* **INSTRUCTIONS TO FOLLOW**
Examine the entries and show every line in which the word "this" is found.

--- Start of DATA SUPPLIED ---

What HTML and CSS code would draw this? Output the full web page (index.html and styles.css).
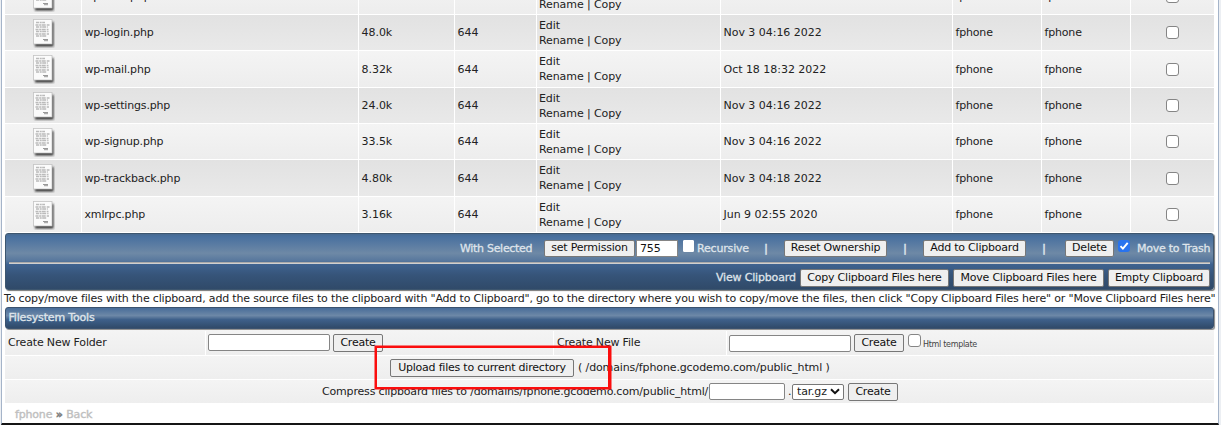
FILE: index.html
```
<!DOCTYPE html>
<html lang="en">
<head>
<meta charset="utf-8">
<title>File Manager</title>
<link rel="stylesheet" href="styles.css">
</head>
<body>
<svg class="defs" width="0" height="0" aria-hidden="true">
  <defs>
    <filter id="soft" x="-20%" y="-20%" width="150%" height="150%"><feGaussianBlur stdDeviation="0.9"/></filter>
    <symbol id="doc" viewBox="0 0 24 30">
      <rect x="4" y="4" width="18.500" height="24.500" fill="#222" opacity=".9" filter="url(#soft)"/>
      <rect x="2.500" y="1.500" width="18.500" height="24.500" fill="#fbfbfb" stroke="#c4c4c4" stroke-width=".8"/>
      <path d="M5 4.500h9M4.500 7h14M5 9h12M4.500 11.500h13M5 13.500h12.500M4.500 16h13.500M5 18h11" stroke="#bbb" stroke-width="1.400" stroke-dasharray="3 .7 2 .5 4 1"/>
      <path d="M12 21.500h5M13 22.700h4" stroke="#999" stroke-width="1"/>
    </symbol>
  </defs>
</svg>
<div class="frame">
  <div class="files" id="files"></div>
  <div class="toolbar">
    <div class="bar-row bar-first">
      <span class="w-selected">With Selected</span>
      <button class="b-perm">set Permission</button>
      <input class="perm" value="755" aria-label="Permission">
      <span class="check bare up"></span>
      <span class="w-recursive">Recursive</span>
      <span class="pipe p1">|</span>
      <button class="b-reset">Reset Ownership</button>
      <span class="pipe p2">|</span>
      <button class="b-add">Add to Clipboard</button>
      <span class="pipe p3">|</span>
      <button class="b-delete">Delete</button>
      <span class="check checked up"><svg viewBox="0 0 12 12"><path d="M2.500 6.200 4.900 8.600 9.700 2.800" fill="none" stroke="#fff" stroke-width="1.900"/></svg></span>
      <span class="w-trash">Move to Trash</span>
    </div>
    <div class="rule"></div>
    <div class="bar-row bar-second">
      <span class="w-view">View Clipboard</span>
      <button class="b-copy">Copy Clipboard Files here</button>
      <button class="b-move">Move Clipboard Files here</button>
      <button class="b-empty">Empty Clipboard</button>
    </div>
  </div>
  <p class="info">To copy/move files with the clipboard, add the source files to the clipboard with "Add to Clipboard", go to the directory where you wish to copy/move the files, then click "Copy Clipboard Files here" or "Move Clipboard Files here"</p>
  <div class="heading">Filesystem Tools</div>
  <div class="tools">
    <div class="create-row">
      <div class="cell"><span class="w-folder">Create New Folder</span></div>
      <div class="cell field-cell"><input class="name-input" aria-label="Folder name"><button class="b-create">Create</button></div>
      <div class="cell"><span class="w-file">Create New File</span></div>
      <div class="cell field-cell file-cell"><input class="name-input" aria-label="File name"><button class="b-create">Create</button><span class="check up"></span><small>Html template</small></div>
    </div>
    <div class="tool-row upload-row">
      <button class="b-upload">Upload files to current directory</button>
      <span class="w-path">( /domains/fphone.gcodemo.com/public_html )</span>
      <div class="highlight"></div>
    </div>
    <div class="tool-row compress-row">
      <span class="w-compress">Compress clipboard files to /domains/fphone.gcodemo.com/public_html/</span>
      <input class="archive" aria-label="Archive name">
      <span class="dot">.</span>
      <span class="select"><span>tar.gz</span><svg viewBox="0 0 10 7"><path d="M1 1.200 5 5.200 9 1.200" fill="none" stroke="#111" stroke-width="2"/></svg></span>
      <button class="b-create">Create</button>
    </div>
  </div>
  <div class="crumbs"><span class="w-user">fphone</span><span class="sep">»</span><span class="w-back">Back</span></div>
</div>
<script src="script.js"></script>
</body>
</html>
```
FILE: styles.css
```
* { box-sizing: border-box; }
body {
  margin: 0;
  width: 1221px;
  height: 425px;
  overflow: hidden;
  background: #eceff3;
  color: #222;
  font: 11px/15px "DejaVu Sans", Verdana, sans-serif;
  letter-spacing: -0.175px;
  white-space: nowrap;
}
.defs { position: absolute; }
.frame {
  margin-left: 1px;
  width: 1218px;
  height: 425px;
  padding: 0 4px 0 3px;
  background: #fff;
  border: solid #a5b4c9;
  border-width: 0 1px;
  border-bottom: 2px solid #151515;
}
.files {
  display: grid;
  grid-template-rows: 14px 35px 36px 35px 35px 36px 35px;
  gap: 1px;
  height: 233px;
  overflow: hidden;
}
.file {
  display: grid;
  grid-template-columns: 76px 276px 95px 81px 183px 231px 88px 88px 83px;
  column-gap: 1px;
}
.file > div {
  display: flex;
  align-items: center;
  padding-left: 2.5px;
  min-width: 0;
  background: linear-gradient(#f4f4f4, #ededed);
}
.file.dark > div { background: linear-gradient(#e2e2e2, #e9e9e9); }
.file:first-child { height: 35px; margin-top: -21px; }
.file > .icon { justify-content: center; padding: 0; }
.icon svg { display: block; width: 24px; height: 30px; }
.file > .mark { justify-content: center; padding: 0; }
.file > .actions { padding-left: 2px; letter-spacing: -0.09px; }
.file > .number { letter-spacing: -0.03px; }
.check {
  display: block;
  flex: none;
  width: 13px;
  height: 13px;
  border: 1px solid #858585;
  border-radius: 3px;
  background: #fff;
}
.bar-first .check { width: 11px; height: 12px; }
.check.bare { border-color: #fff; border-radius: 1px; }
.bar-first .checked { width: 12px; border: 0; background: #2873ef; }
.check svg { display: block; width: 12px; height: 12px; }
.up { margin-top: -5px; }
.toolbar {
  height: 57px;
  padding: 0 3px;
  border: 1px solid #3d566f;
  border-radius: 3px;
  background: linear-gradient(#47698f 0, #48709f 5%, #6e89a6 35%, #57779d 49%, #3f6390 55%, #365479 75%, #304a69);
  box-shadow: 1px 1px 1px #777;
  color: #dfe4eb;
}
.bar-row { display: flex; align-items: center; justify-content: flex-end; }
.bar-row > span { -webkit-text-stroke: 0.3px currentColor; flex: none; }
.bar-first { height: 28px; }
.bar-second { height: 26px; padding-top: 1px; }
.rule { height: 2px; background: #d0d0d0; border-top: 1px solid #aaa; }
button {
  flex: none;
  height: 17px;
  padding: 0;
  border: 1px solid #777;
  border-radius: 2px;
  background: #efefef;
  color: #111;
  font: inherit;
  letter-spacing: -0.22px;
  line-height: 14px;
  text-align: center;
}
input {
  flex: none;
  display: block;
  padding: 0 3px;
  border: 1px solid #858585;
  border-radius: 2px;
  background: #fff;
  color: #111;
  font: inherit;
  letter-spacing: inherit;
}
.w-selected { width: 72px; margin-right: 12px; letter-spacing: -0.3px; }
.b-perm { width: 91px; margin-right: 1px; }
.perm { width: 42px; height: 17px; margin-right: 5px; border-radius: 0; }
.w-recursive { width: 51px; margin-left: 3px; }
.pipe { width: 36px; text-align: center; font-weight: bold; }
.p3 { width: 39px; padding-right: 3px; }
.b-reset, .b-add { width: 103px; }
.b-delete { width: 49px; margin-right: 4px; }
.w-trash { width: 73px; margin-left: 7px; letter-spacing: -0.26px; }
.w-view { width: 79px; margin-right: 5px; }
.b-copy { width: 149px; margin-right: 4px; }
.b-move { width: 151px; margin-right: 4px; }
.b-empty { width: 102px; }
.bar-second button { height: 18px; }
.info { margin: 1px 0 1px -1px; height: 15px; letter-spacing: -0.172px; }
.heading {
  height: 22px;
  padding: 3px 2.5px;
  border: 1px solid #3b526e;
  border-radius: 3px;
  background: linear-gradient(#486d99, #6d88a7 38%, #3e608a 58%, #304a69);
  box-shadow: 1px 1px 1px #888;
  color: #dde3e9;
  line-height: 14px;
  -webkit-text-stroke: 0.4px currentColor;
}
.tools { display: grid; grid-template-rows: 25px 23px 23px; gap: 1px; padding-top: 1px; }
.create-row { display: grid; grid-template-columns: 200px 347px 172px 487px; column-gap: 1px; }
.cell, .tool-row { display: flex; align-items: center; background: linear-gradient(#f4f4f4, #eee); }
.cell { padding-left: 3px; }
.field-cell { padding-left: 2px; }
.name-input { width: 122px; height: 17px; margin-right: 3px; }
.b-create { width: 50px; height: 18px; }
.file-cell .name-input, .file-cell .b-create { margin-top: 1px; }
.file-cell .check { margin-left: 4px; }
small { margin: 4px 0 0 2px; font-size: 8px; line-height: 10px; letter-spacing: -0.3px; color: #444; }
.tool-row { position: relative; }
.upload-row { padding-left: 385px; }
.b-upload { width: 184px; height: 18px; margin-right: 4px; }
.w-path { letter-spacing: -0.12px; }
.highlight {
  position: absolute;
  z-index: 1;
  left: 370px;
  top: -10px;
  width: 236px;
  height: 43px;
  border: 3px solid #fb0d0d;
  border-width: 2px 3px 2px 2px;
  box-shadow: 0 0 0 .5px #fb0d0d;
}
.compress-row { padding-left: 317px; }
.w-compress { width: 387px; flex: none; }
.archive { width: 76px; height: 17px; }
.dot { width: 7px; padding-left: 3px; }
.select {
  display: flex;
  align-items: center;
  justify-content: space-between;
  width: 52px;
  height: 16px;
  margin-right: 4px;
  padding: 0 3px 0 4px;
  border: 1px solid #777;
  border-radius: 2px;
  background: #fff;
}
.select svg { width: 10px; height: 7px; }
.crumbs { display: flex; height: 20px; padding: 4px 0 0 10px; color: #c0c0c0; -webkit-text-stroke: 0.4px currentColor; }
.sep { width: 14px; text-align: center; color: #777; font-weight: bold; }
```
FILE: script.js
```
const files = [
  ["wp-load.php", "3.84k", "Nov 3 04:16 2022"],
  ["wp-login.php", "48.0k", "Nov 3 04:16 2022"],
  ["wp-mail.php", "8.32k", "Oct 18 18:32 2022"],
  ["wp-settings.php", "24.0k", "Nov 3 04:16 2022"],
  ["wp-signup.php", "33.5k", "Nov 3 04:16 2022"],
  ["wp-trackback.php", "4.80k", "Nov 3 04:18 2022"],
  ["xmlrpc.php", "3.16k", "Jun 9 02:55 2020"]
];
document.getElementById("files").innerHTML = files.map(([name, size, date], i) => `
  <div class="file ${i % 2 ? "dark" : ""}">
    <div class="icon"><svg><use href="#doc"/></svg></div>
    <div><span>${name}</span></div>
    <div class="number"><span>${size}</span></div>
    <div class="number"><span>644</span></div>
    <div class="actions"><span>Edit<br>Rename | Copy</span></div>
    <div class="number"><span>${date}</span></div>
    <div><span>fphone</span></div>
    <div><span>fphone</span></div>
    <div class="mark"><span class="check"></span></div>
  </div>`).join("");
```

--- End of DATA SUPPLIED ---
--- Start of DATA SUPPLIED ---

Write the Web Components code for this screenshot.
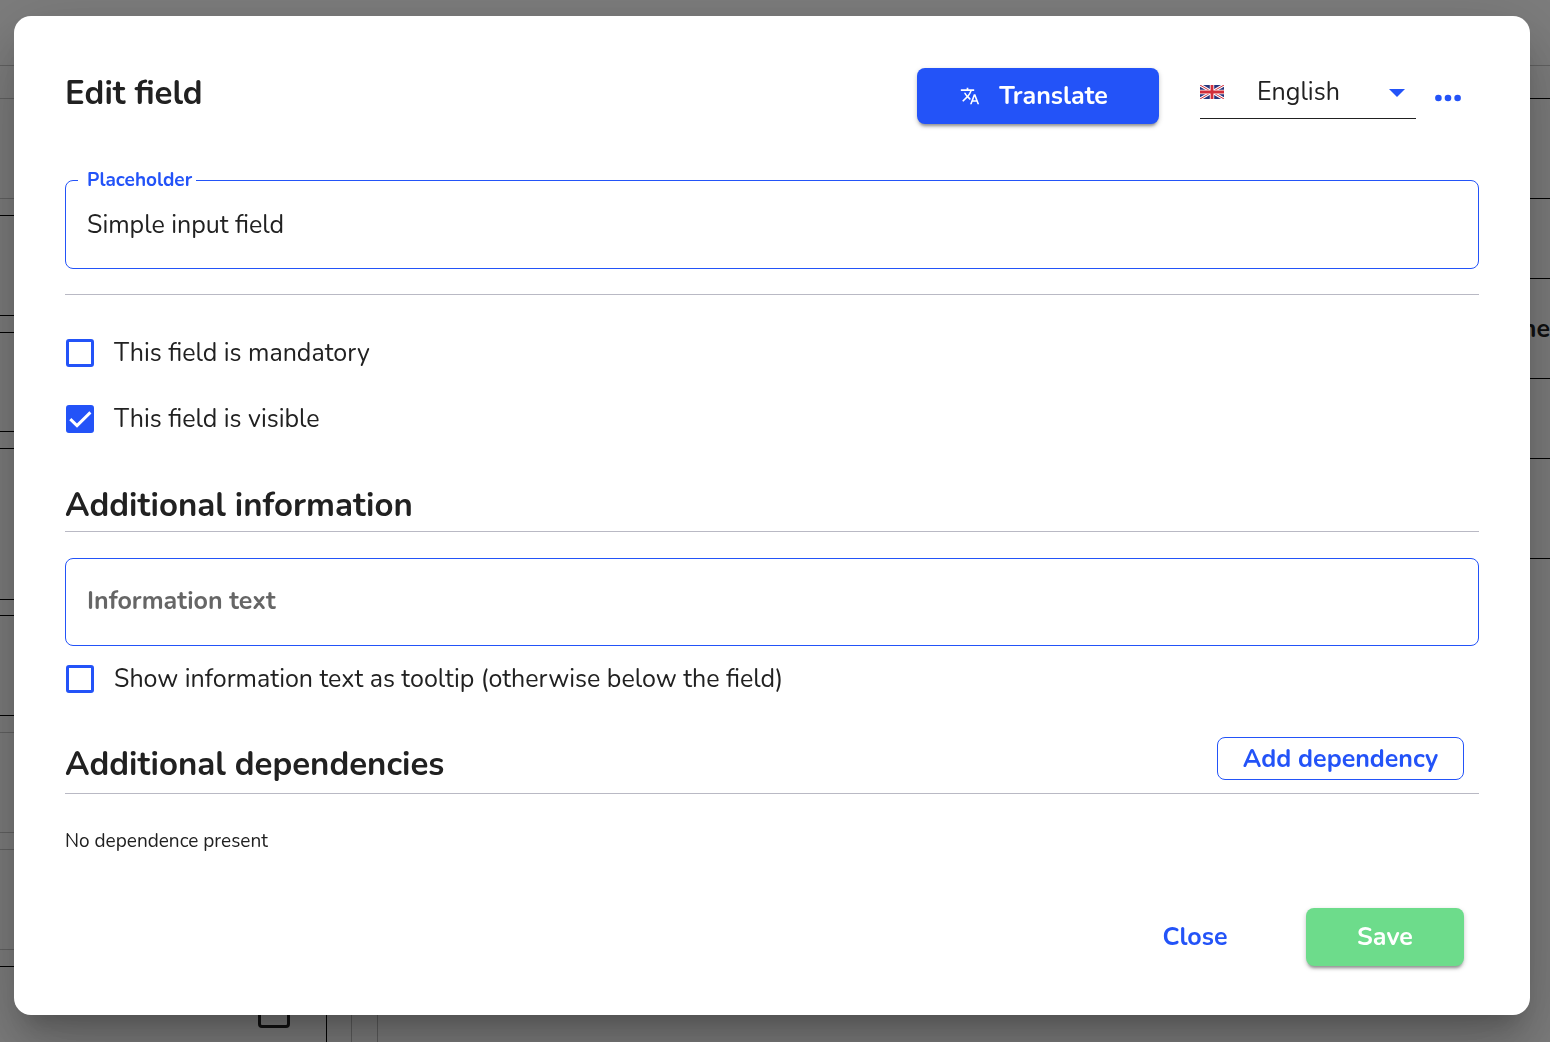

--- End of DATA SUPPLIED ---
--- Start of DATA SUPPLIED ---

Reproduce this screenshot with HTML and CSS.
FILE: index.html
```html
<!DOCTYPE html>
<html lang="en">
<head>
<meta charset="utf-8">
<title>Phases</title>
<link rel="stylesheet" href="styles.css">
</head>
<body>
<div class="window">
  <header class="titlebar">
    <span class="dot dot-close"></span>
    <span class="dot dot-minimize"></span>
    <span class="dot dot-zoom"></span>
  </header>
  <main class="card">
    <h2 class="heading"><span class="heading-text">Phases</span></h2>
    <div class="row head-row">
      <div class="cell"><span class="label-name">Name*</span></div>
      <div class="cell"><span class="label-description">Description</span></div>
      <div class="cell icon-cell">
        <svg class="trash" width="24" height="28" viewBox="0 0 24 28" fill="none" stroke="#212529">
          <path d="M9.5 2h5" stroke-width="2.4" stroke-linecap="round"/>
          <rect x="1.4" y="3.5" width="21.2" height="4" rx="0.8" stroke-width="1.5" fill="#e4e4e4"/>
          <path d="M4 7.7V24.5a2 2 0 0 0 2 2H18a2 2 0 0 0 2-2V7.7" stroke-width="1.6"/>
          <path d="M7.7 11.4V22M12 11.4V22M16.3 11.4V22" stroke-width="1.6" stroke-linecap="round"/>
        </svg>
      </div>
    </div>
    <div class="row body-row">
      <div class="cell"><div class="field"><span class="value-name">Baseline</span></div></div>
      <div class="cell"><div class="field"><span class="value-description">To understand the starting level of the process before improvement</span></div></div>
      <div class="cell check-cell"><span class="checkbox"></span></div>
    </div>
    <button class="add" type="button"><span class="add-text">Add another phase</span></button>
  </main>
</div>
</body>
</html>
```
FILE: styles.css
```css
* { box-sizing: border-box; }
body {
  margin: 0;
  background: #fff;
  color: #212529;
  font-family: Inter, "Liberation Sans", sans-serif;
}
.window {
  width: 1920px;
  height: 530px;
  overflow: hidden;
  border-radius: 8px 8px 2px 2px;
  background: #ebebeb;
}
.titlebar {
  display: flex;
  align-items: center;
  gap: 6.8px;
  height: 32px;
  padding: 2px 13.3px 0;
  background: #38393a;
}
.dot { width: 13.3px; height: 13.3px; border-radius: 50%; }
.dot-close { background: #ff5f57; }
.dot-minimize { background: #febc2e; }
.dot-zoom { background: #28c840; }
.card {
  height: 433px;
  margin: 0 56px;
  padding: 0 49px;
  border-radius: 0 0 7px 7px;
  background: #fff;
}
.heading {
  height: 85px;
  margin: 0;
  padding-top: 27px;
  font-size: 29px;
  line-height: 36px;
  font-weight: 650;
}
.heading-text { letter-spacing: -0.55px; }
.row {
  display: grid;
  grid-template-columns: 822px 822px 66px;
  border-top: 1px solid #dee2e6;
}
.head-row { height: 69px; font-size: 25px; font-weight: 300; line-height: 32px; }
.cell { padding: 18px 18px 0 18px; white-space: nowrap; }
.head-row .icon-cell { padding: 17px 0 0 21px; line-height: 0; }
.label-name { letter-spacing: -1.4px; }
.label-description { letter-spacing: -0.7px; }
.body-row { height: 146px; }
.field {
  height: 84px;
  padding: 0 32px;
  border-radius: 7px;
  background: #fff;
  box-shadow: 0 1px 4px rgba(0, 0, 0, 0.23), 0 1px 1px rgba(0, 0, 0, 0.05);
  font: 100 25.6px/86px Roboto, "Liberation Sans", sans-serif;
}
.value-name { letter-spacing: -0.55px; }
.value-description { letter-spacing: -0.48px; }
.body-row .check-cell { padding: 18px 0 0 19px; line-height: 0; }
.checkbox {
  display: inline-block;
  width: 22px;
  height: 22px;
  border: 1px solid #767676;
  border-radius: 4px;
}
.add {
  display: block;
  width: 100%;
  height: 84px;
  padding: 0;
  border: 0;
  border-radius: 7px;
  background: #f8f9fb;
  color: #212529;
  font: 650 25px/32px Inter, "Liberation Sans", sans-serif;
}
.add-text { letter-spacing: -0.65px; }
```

--- End of DATA SUPPLIED ---

* **FINAL RESULT**
What HTML and CSS code would draw this? Output the full web page (index.html and styles.css).
Write the Web Components code for this screenshot.
Reproduce this screenshot with HTML and CSS.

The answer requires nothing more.